ELIZABETH FARNSWORTH: What about that, Congressman Gilman, why a select committee? Are there any--is there any indication that more was done to encourage these arms shipments than we're being told?
REP. GILMAN: Well, there are some unanswered questions, and that's what we want to find out. And a select committee to have a bipartisan review, it will be consisting of both Republicans and Democrats, both Mr. Hamilton and I will serve in an ex-officio capacity, and it'll give it, this subcommittee an opportunity to spend some full time in taking a good, hard look at this issue so that one way or another we'll know whether or not there's any right or wrong committed in this initiative.
ELIZABETH FARNSWORTH: And Congressman Gilman, you heard Mike McCurry say that this is just happening because it's an election year. What do you think about that, Congressman Gilman?
REP. GILMAN: I don't think it's a political action.
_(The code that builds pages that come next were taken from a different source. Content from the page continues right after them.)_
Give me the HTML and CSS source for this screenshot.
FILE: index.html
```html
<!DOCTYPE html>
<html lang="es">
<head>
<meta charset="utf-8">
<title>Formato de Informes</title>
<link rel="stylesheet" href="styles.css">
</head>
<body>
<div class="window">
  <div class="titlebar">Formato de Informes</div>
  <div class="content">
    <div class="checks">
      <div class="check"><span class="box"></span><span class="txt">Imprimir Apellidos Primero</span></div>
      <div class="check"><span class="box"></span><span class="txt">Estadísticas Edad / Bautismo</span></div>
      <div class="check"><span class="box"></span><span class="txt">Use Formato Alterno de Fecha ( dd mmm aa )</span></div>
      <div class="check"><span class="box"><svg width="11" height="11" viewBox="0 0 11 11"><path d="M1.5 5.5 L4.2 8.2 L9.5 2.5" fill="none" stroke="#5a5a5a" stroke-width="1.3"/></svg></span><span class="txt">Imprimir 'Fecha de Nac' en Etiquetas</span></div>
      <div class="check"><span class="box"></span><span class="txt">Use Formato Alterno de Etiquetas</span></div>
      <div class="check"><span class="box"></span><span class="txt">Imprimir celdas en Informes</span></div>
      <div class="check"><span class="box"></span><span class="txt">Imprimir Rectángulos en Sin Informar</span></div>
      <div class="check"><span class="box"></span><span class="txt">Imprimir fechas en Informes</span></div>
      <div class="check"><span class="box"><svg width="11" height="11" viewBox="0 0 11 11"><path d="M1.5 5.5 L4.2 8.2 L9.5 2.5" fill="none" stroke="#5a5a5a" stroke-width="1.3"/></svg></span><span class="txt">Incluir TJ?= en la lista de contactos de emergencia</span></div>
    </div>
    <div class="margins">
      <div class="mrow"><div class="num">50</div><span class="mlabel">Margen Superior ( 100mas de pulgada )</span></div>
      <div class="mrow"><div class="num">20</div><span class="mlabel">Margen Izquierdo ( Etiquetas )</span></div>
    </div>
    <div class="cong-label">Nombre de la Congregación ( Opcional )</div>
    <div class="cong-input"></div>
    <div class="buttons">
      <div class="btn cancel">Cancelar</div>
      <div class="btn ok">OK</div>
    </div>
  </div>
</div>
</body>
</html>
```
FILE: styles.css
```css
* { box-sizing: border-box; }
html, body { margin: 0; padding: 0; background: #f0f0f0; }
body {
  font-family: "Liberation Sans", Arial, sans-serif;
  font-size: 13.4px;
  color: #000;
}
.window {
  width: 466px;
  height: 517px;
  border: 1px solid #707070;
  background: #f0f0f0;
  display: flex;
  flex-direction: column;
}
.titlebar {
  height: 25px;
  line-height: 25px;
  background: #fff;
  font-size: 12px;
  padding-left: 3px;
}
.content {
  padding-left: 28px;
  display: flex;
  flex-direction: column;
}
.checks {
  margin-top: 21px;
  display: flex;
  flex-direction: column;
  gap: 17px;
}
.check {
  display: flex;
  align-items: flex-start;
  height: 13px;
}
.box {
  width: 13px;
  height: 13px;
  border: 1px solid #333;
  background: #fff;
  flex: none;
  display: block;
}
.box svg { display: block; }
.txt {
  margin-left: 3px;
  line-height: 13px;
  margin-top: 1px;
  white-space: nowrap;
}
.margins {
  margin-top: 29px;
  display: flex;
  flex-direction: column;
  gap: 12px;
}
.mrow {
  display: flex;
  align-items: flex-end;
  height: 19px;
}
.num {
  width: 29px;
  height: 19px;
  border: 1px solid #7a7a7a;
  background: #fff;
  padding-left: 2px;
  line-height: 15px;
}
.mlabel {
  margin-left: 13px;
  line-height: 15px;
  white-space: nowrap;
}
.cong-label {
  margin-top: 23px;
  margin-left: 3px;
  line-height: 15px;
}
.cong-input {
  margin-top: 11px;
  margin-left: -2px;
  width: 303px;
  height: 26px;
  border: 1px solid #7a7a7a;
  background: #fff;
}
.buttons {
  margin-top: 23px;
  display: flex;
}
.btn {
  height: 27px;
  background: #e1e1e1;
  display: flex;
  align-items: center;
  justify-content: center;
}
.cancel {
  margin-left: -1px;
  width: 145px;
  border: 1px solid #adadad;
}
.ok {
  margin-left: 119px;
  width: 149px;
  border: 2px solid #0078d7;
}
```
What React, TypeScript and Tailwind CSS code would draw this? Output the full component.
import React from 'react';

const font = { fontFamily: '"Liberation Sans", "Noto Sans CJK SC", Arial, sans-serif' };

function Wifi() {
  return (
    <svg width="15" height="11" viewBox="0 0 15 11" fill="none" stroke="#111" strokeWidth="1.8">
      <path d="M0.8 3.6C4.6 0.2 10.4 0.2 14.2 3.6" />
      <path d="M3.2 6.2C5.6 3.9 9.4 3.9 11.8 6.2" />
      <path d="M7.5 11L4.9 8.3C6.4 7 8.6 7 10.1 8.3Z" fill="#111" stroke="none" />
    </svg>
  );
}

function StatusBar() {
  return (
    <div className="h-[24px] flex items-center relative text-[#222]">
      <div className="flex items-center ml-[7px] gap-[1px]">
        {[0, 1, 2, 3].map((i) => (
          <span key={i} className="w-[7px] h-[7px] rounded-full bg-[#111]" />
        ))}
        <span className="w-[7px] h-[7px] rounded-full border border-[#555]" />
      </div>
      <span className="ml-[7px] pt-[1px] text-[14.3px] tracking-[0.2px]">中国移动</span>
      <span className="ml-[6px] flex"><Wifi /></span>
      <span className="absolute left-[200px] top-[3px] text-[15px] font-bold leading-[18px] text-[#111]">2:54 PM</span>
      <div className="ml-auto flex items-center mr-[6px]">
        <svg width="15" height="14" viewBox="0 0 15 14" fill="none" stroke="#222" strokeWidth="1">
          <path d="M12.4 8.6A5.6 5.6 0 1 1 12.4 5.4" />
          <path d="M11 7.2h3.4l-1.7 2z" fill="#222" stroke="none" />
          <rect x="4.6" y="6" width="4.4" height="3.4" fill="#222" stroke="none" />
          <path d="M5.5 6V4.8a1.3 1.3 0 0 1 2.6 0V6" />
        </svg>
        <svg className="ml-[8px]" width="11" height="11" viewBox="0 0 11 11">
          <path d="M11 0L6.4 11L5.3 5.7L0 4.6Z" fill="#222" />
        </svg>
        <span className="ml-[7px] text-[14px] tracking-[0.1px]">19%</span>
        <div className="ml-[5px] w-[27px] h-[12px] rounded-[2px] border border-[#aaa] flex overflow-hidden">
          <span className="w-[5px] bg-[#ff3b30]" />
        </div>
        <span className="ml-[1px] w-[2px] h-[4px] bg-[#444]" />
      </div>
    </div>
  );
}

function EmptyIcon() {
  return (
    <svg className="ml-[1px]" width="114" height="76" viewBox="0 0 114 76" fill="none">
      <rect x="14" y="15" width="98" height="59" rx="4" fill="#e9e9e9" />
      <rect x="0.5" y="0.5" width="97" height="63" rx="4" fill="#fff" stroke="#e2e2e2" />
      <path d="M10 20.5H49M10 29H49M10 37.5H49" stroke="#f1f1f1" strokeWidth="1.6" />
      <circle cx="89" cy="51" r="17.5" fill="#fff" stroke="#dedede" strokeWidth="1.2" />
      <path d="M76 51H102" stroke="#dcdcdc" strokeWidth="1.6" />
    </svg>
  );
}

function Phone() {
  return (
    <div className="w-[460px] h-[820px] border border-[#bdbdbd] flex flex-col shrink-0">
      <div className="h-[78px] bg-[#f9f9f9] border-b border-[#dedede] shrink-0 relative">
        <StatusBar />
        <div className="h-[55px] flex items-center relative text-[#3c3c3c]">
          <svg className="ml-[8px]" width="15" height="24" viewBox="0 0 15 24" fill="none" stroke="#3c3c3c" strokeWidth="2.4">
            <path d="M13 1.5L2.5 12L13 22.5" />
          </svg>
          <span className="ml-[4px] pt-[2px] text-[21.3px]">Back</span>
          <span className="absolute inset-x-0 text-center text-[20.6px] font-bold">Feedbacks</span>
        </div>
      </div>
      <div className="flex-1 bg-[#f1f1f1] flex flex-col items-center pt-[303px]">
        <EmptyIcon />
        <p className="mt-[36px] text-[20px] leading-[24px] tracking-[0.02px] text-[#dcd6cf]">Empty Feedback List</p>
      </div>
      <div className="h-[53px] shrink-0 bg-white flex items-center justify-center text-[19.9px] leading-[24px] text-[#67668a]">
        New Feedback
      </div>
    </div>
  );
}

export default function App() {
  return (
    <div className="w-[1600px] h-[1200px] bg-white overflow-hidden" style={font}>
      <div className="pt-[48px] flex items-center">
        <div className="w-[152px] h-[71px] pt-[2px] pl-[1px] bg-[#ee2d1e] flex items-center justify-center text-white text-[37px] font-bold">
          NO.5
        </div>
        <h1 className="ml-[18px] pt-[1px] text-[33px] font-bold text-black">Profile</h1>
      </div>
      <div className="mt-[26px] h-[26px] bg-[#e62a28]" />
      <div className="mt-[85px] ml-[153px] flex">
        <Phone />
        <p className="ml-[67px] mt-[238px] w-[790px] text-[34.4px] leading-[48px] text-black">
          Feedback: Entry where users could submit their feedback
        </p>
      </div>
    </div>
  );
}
There's some real questions that should and must be answered, and I think the best way to do it is through this kind of a select committee.
ELIZABETH FARNSWORTH: Congressman Hamilton, is this all--is a big deal being made of this because it's an election year in your view?
REP. HAMILTON: Well, I'd be the last one to charge any of my colleagues on the Hill with political motivations.
ELIZABETH FARNSWORTH: Okay. Thank you both very much.